As money or value, this currency is as baseless as the fabric of a vision, for the
value is not in A's discounted note, and of course there can be no value in the
fabric of currency erected upon it; the value is in A's goods, with which the bank
has nothing to do, and which he disposes of at his pleasure. The discount and "deposit"
operation is abnormal and unjust, because it injures the community, both in the
expulsion of capital, and in the creation of false prices, that infallibly produce
inflated obligations impossible to fulfill. It is inevitable bankruptcy to somebody
in the end.
Mr. Hooper appears to understand the nature and effect of this imaginary bank "deposit,"
with its progeny of bank notes, although he is unfortunate in applying to it the
term "capital," which it is not. Mr. Lowell apparently has no conception of the
fictitious and imaginary character of this thing, and this, with a total misapprehension
of the nature of value, destroys the foundation of his argument; so that
his superstructure, in my opinion, falls to the ground; it is the fatal defect of
his book.
The rule for cooking a hare begins, I think, "First catch your hare"; this rule
Mr. Hooper proposes to apply to banking. If the banks lend promises to pay dollars,
he proposes that they shall have and keep one-third of the dollars they promise
to pay; a very moderate proposition surely, and reasonable withal, although quite
overlooked in our present system, except in Louisiana, Arkansas, Mississippi, and
Texas. He does not go the whole animal, as I do; nevertheless, his movement
is in the right direction, and his principle, carried out to its ultimate conclusion,
requires the whole.
The principle stated by him that "a large amount of specie in the vaults of the
banks is more profitable to their stockholders, and more beneficial to the community,"

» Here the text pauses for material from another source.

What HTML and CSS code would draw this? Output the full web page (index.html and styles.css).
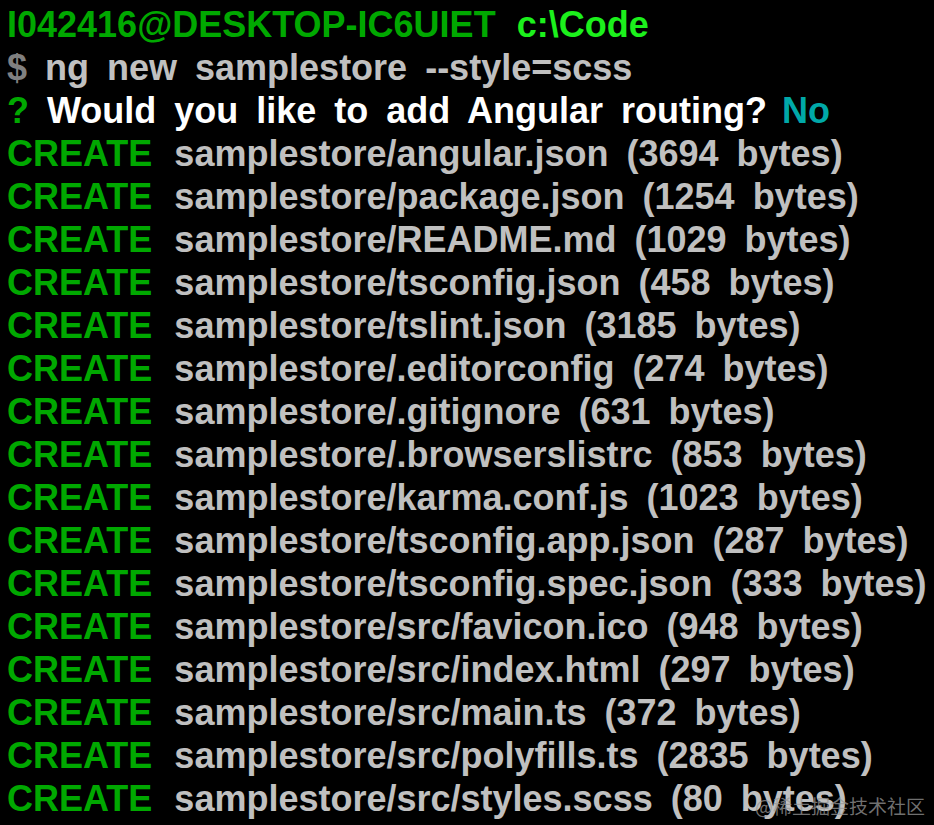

Mr. Lowell dogmatically says is manifestly false. It seems to me irrefragable, although
I differ with Mr. Hooper as to the method of getting and retraining it to cover
the credits and issues of the bank.
Mr. Lowell says:—"Supposing a bank to keep specie equal in amount to its capital
and liabilities, it could not loan one dollar, and would pay its rent, salaries,
and expenses in dead loss."
This is an extreme statement, founded, I think, upon the common notion, that the
holding of specie is a loss to the bank, which I will consider directly. On the
plan of banking that I would advocate, however, it would be possible to loan the
capital as well as the deposits, in credits and certificates, retain coin to any
desired extent, and do a profitable business.
In the present system there is no interest paid on deposits by the banks, usually,
and surely it would seem that the more specie they retain against their interest-drawing
liabilities, on these easy terms, the greater should be their profits, because the
expansion of loans must depend upon the stock of specie, and the greater the loans
the greater the profits, of course.
To illustrate, let me present the following comparative statements on the New Orleans
scale of one-third coin to liabilities:—
| 1,000,000 |
capital. |
|
| 1,500,000 |
credits and circulation. |
|
|
|
|
| 2,500,000 |
|
|
| 500,000 |
deduct coin for 1/3 liabilities in reserve. |
|
|
|
|
| 2,000,000 |
loan on discount and exchange, at 7 per cent |
$140,000 |
| CONTRA |
| Rent, $1,500; salaries, $9,000 |
$10,500 |
|
| Bad Debts, say one-fifth of 1 per ct., $4,000; contingencies,
$3,500 |
7,500 |
|
|
|
18,000 |
|
|
|
| Dividend,twelve-and-one-fifth percent per annum |
|
$122,000 |
Now suppose the reserve of coin to be doubled:—
| 1,000,000 |
capital. |
|
| 3,000,000 |
credits and circulation. |
|
|
|
|
| 4,000,000 |
|
|
| 1,000,000 |
deduct coin 1/3 liabilities in reserve. |
|
|
|
|
| 3,000,000 |
loan on discount and exchange, at 7 percent |
$210,000 |
| CONTRA |
| Rent, $1,500; salaries, $9,000 |
$10,500 |
|
| Bad debts, say one-fifth of 1 per
ct., $6,000; contingencies, $3,500 |
9,500 |
|
|
|
20,000 |
|
|
|
| Dividend, 19 percent per annum |
|
$190,000 |
The question will occur here, can the bank obtain so much specie and retain it by
its own working? This must depend upon the character of its patrons, and of the
local currency. In a city of large capital, where floating balances require a safe
depository, where bank issues are restrained, and there is much specie in circulation,
absolute deposits may keep up the fund; but an institution established by borrowers,
like many of our modern banks, with only debtors for customers, cannot do it, because
their deposits are fictitious and not absolute. I am, however, only stating a principle,
and it seems very clear to me, that the only limitation to bank loans is the want
of cash means to expand. So long as the bank can command the specie without interest,
there seems to be no limit to its ability to increase its loans and its profits.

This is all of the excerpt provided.